▶ [Problem details]:
Restate the whole listing word for word. Pictures are left out.
......
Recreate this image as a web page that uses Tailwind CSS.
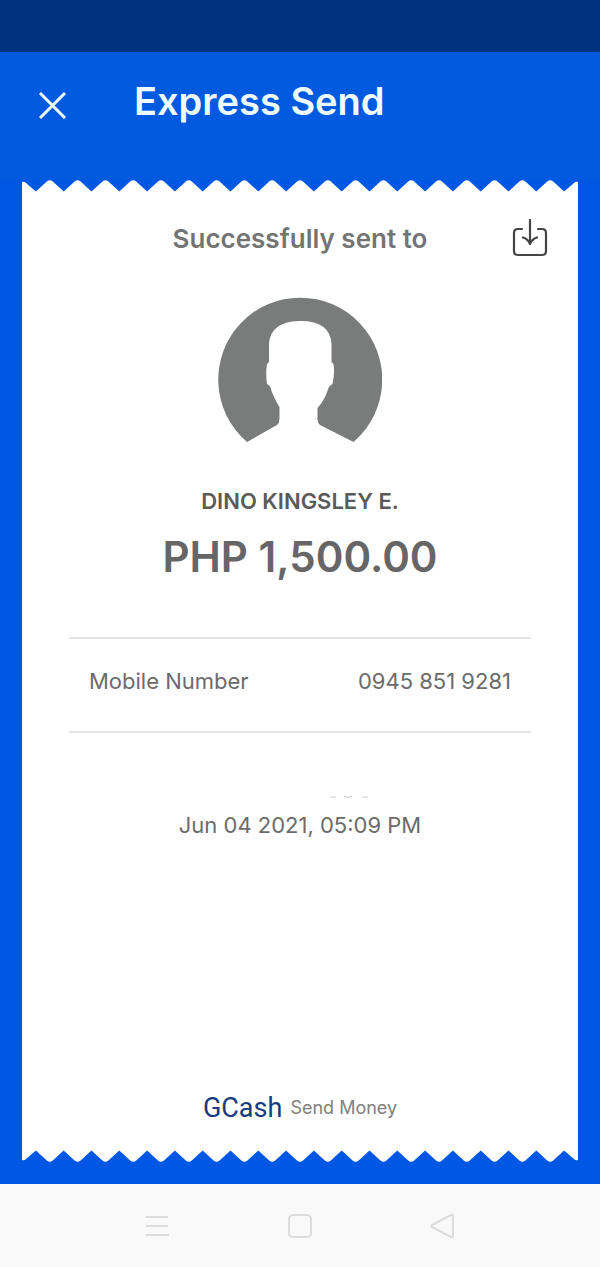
<!DOCTYPE html>
<html lang="en">

<head>
    <meta charset="UTF-8">
    <meta name="viewport" content="width=device-width, initial-scale=1.0">
    <title>Express Send</title>
    <script src="https://cdn.jsdelivr.net/npm/@tailwindcss/browser@4"></script>
</head>

<body class="min-h-screen flex flex-col bg-[#0057e4] font-['Inter',sans-serif] text-[#6b6b6b]">
    <!-- Status bar -->
    <div class="h-[52px] bg-[#00337f]"></div>

    <header class="h-32 pt-[27px] pl-9 flex items-start bg-[#005ae0] text-[#effcff]">
        <button type="button" aria-label="Close" class="mt-2 w-8 h-8 flex items-center justify-center">
            <svg class="w-8 h-8" viewBox="0 0 32 32" fill="none" stroke="currentColor" stroke-width="3">
                <path d="M4 6 29 31M29 6 4 31" />
            </svg>
        </button>
        <h1 class="ml-[66px] text-[38px] leading-[44px] font-semibold">Express Send</h1>
    </header>

    <main class="flex-1 flex flex-col px-[22px] pb-[22px]">
        <!-- Torn edge, top -->
        <svg class="block w-full h-3" viewBox="0 0 555 12" preserveAspectRatio="none" fill="#fff">
            <path id="teeth" d="" />
        </svg>

        <section class="flex-1 flex flex-col items-center bg-white">
            <div class="w-full pt-[27px] px-7 grid grid-cols-[40px_1fr_40px] items-center">
                <h2 class="col-start-2 text-center text-[26px] leading-10 font-semibold text-[#747474]">Successfully sent to</h2>
                <button type="button" aria-label="Save receipt" class="justify-self-center text-[#444]">
                    <svg class="w-9 h-10" viewBox="0 0 36 40" fill="none" stroke="currentColor" stroke-width="2.2" stroke-linecap="round" stroke-linejoin="round">
                        <path d="M10 10H6Q2 10 2 14V32Q2 36 6 36H30Q34 36 34 32V14Q34 10 30 10H26" />
                        <path d="M18 1V24M11 18.500Q16 20 18 25Q20 20 25 18.500" />
                    </svg>
                </button>
            </div>

            <!-- Avatar -->
            <svg class="mt-[38px] w-[164px] h-[146px]" viewBox="0 0 164 146" fill="#7a7c7b">
                <path d="M29 145A82 82 0 1 1 135.500 145L102 128Q99.500 126 99.500 122V111Q106 104 109.500 94Q110.500 89 114.500 87Q117 76 115.500 67L113.500 65V47Q112 24 83 24H81Q52 25 51 47V65L49 67Q47.500 76 49 87Q53 89 53.500 94Q58 105 61.500 110V122Q61.500 126 59 128Z" />
            </svg>

            <p class="mt-[42px] text-[22px] leading-8 font-semibold text-[#5a5a5a]">DINO KINGSLEY E.</p>
            <p class="mt-3 text-[42px] leading-14 font-semibold text-[#666]">PHP 1,500.00</p>

            <div class="mt-[52px] self-stretch mx-[47px]">
                <dl class="flex justify-between px-5 pt-6 pb-8 border-y-2 border-[#e4e4e4] text-[22px] leading-9">
                    <dt>Mobile Number</dt>
                    <dd>0945 851 9281</dd>
                </dl>
            </div>

            <svg class="mt-[62px] ml-24 w-11 h-1" viewBox="0 0 44 4" fill="none" stroke="#c8c8c8">
                <path d="M4 2H10M18 1Q22 4 26 1M36 2H42" />
            </svg>
            <time datetime="2021-06-04T17:09" class="mt-2 text-[22px] leading-9">Jun 04 2021, 05:09 PM</time>

            <footer class="mt-auto pb-6 flex items-center gap-2">
                <span class="font-['Roboto',sans-serif] text-[27px] leading-9 text-[#173a80]">GCash</span>
                <span class="text-lg text-[#808080]">Send Money</span>
            </footer>
        </section>

        <!-- Torn edge, bottom -->
        <svg class="block w-full h-3 -scale-y-100" viewBox="0 0 555 12" preserveAspectRatio="none" fill="#fff">
            <use href="#teeth" />
        </svg>
    </main>

    <nav class="h-[83px] flex items-center justify-center gap-[115px] bg-[#faf9fa] text-[#dcdcdc]">
        <button type="button" aria-label="Recent apps">
            <svg class="w-7 h-7" viewBox="0 0 28 28" fill="none" stroke="currentColor" stroke-width="2">
                <path d="M3 5H25M3 14H25M3 23H26" />
            </svg>
        </button>
        <button type="button" aria-label="Home">
            <svg class="w-7 h-7" viewBox="0 0 28 28" fill="none" stroke="currentColor" stroke-width="2">
                <rect x="3" y="3" width="22" height="22" rx="4" />
            </svg>
        </button>
        <button type="button" aria-label="Back">
            <svg class="w-7 h-7" viewBox="0 0 28 28" fill="none" stroke="currentColor" stroke-width="2" stroke-linejoin="round">
                <path d="M3 13Q2 14 3 15L22 25Q24 26 24 24V4Q24 2 22 3Z" />
            </svg>
        </button>
    </nav>

    <script>
        // 20 teeth across the width of the receipt
        const step = 555 / 20;
        let d = 'M0 12V2Q2 1 4 3L' + (step / 2) + ' 11.5';
        for (let i = 1; i < 20; i++) {
            const x = i * step;
            d += `L${x - 3} 1.500Q${x} -1 ${x + 3} 1.500L${x + step / 2} 11.500`;
        }
        d += 'L551 3Q553 1 555 2V12Z';
        document.getElementById('teeth').setAttribute('d', d);
    </script>
</body>

</html>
......
▶ [Reply]:
Recreate this image as a web page that uses Tailwind CSS.
<!DOCTYPE html>
<html lang="en">

<head>
    <meta charset="UTF-8">
    <meta name="viewport" content="width=device-width, initial-scale=1.0">
    <title>Express Send</title>
    <script src="https://cdn.jsdelivr.net/npm/@tailwindcss/browser@4"></script>
</head>

<body class="min-h-screen flex flex-col bg-[#0057e4] font-['Inter',sans-serif] text-[#6b6b6b]">
    <!-- Status bar -->
    <div class="h-[52px] bg-[#00337f]"></div>

    <header class="h-32 pt-[27px] pl-9 flex items-start bg-[#005ae0] text-[#effcff]">
        <button type="button" aria-label="Close" class="mt-2 w-8 h-8 flex items-center justify-center">
            <svg class="w-8 h-8" viewBox="0 0 32 32" fill="none" stroke="currentColor" stroke-width="3">
                <path d="M4 6 29 31M29 6 4 31" />
            </svg>
        </button>
        <h1 class="ml-[66px] text-[38px] leading-[44px] font-semibold">Express Send</h1>
    </header>

    <main class="flex-1 flex flex-col px-[22px] pb-[22px]">
        <!-- Torn edge, top -->
        <svg class="block w-full h-3" viewBox="0 0 555 12" preserveAspectRatio="none" fill="#fff">
            <path id="teeth" d="" />
        </svg>

        <section class="flex-1 flex flex-col items-center bg-white">
            <div class="w-full pt-[27px] px-7 grid grid-cols-[40px_1fr_40px] items-center">
                <h2 class="col-start-2 text-center text-[26px] leading-10 font-semibold text-[#747474]">Successfully sent to</h2>
                <button type="button" aria-label="Save receipt" class="justify-self-center text-[#444]">
                    <svg class="w-9 h-10" viewBox="0 0 36 40" fill="none" stroke="currentColor" stroke-width="2.2" stroke-linecap="round" stroke-linejoin="round">
                        <path d="M10 10H6Q2 10 2 14V32Q2 36 6 36H30Q34 36 34 32V14Q34 10 30 10H26" />
                        <path d="M18 1V24M11 18.500Q16 20 18 25Q20 20 25 18.500" />
                    </svg>
                </button>
            </div>

            <!-- Avatar -->
            <svg class="mt-[38px] w-[164px] h-[146px]" viewBox="0 0 164 146" fill="#7a7c7b">
                <path d="M29 145A82 82 0 1 1 135.500 145L102 128Q99.500 126 99.500 122V111Q106 104 109.500 94Q110.500 89 114.500 87Q117 76 115.500 67L113.500 65V47Q112 24 83 24H81Q52 25 51 47V65L49 67Q47.500 76 49 87Q53 89 53.500 94Q58 105 61.500 110V122Q61.500 126 59 128Z" />
            </svg>

            <p class="mt-[42px] text-[22px] leading-8 font-semibold text-[#5a5a5a]">DINO KINGSLEY E.</p>
            <p class="mt-3 text-[42px] leading-14 font-semibold text-[#666]">PHP 1,500.00</p>

            <div class="mt-[52px] self-stretch mx-[47px]">
                <dl class="flex justify-between px-5 pt-6 pb-8 border-y-2 border-[#e4e4e4] text-[22px] leading-9">
                    <dt>Mobile Number</dt>
                    <dd>0945 851 9281</dd>
                </dl>
            </div>

            <svg class="mt-[62px] ml-24 w-11 h-1" viewBox="0 0 44 4" fill="none" stroke="#c8c8c8">
                <path d="M4 2H10M18 1Q22 4 26 1M36 2H42" />
            </svg>
            <time datetime="2021-06-04T17:09" class="mt-2 text-[22px] leading-9">Jun 04 2021, 05:09 PM</time>

            <footer class="mt-auto pb-6 flex items-center gap-2">
                <span class="font-['Roboto',sans-serif] text-[27px] leading-9 text-[#173a80]">GCash</span>
                <span class="text-lg text-[#808080]">Send Money</span>
            </footer>
        </section>

        <!-- Torn edge, bottom -->
        <svg class="block w-full h-3 -scale-y-100" viewBox="0 0 555 12" preserveAspectRatio="none" fill="#fff">
            <use href="#teeth" />
        </svg>
    </main>

    <nav class="h-[83px] flex items-center justify-center gap-[115px] bg-[#faf9fa] text-[#dcdcdc]">
        <button type="button" aria-label="Recent apps">
            <svg class="w-7 h-7" viewBox="0 0 28 28" fill="none" stroke="currentColor" stroke-width="2">
                <path d="M3 5H25M3 14H25M3 23H26" />
            </svg>
        </button>
        <button type="button" aria-label="Home">
            <svg class="w-7 h-7" viewBox="0 0 28 28" fill="none" stroke="currentColor" stroke-width="2">
                <rect x="3" y="3" width="22" height="22" rx="4" />
            </svg>
        </button>
        <button type="button" aria-label="Back">
            <svg class="w-7 h-7" viewBox="0 0 28 28" fill="none" stroke="currentColor" stroke-width="2" stroke-linejoin="round">
                <path d="M3 13Q2 14 3 15L22 25Q24 26 24 24V4Q24 2 22 3Z" />
            </svg>
        </button>
    </nav>

    <script>
        // 20 teeth across the width of the receipt
        const step = 555 / 20;
        let d = 'M0 12V2Q2 1 4 3L' + (step / 2) + ' 11.5';
        for (let i = 1; i < 20; i++) {
            const x = i * step;
            d += `L${x - 3} 1.500Q${x} -1 ${x + 3} 1.500L${x + step / 2} 11.500`;
        }
        d += 'L551 3Q553 1 555 2V12Z';
        document.getElementById('teeth').setAttribute('d', d);
    </script>
</body>

</html>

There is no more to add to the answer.